## Requirement
Give all the lines below again, exactly, with no pictures.

## Collected data
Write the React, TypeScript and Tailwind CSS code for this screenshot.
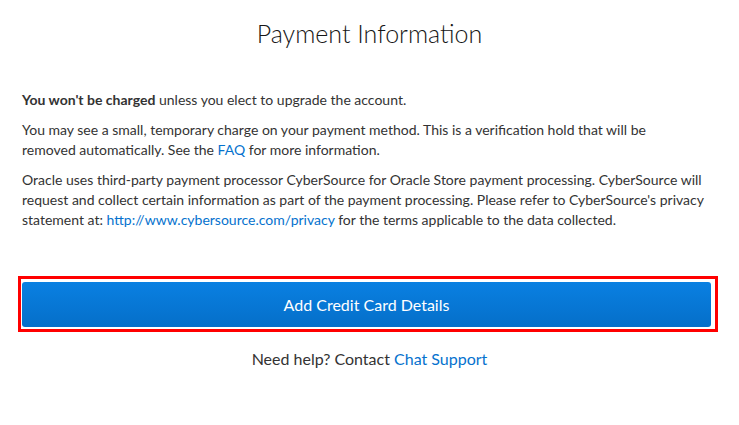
import React from 'react';

export default function App() {
  return (
    <div className="w-[739px] h-[425px] bg-white text-[#333333] font-['Lato',sans-serif]">
      <h1 className="pt-[17px] text-center text-[25px] leading-[32px] font-light text-[#161616]">
        Payment Information
      </h1>

      <div className="mt-[41px] px-[22px] text-[14px] leading-[20px] flex flex-col gap-[10px]">
        <p>
          <span className="font-bold">You won't be charged</span> unless you elect to upgrade the account.
        </p>
        <p>
          You may see a small, temporary charge on your payment method. This is a verification hold that will be
          <br />
          removed automatically. See the <a className="text-[#0572ce]">FAQ</a> for more information.
        </p>
        <p className="whitespace-nowrap">
          Oracle uses third-party payment processor CyberSource for Oracle Store payment processing. CyberSource will
          <br />
          request and collect certain information as part of the payment processing. Please refer to CyberSource's privacy
          <br />
          statement at: <a className="text-[#0572ce]">http://www.cybersource.com/privacy</a> for the terms applicable to
          the data collected.
        </p>
      </div>

      <div className="mt-[46px] ml-[18px] mr-[21px] border-[3px] border-[#ff0000] pt-[3px] pb-[2px] pl-[1px] pr-[4px]">
        <button className="w-full h-[45px] rounded-[3px] bg-gradient-to-b from-[#0a80e2] to-[#056fc9] text-white text-[16px]">
          Add Credit Card Details
        </button>
      </div>

      <p className="mt-[15px] text-center text-[16px] text-[#333333]">
        Need help? Contact <a className="text-[#0572ce]">Chat Support</a>
      </p>
    </div>
  );
}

## Completed task
Write the React, TypeScript and Tailwind CSS code for this screenshot.
import React from 'react';

export default function App() {
  return (
    <div className="w-[739px] h-[425px] bg-white text-[#333333] font-['Lato',sans-serif]">
      <h1 className="pt-[17px] text-center text-[25px] leading-[32px] font-light text-[#161616]">
        Payment Information
      </h1>

      <div className="mt-[41px] px-[22px] text-[14px] leading-[20px] flex flex-col gap-[10px]">
        <p>
          <span className="font-bold">You won't be charged</span> unless you elect to upgrade the account.
        </p>
        <p>
          You may see a small, temporary charge on your payment method. This is a verification hold that will be
          <br />
          removed automatically. See the <a className="text-[#0572ce]">FAQ</a> for more information.
        </p>
        <p className="whitespace-nowrap">
          Oracle uses third-party payment processor CyberSource for Oracle Store payment processing. CyberSource will
          <br />
          request and collect certain information as part of the payment processing. Please refer to CyberSource's privacy
          <br />
          statement at: <a className="text-[#0572ce]">http://www.cybersource.com/privacy</a> for the terms applicable to
          the data collected.
        </p>
      </div>

      <div className="mt-[46px] ml-[18px] mr-[21px] border-[3px] border-[#ff0000] pt-[3px] pb-[2px] pl-[1px] pr-[4px]">
        <button className="w-full h-[45px] rounded-[3px] bg-gradient-to-b from-[#0a80e2] to-[#056fc9] text-white text-[16px]">
          Add Credit Card Details
        </button>
      </div>

      <p className="mt-[15px] text-center text-[16px] text-[#333333]">
        Need help? Contact <a className="text-[#0572ce]">Chat Support</a>
      </p>
    </div>
  );
}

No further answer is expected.